• WHAT YOU HAVE TO DO: Write out, word for word, every line from the first one through the line that holds "import React from", and nothing else; skip the pictures.

• SOURCE MATERIAL:
※
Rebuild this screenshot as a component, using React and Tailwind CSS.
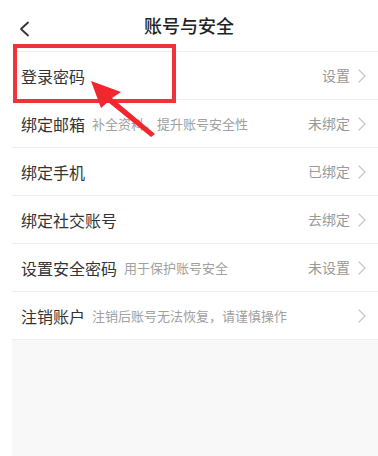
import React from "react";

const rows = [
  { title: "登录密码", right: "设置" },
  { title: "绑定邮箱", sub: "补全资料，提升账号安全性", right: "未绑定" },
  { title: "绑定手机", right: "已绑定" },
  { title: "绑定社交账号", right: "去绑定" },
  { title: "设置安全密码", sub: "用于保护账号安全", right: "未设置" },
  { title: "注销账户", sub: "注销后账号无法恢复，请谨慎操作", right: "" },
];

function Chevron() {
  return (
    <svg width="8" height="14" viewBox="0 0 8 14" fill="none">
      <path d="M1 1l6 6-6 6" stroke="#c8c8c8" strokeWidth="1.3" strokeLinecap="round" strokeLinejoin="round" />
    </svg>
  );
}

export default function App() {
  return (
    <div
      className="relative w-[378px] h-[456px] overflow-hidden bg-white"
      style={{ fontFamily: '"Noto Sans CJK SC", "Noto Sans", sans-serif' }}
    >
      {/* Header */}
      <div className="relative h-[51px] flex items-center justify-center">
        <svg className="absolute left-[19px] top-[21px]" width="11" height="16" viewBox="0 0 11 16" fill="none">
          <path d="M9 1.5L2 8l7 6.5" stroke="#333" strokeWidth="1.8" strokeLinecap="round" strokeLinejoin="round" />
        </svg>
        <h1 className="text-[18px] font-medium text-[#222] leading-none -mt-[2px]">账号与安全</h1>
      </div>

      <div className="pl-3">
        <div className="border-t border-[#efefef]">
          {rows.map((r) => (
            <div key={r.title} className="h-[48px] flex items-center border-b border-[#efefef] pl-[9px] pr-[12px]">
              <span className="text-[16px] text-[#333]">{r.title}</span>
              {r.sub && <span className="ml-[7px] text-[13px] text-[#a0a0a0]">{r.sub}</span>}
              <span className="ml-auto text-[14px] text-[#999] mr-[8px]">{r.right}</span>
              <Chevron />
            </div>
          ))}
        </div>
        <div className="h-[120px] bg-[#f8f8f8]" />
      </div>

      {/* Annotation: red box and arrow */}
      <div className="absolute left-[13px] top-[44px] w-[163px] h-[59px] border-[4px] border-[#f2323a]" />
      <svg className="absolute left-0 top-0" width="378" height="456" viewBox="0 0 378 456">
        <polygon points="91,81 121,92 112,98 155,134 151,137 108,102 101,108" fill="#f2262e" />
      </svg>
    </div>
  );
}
※
• EXPECTED OUTPUT:
Rebuild this screenshot as a component, using React and Tailwind CSS.
import React from "react";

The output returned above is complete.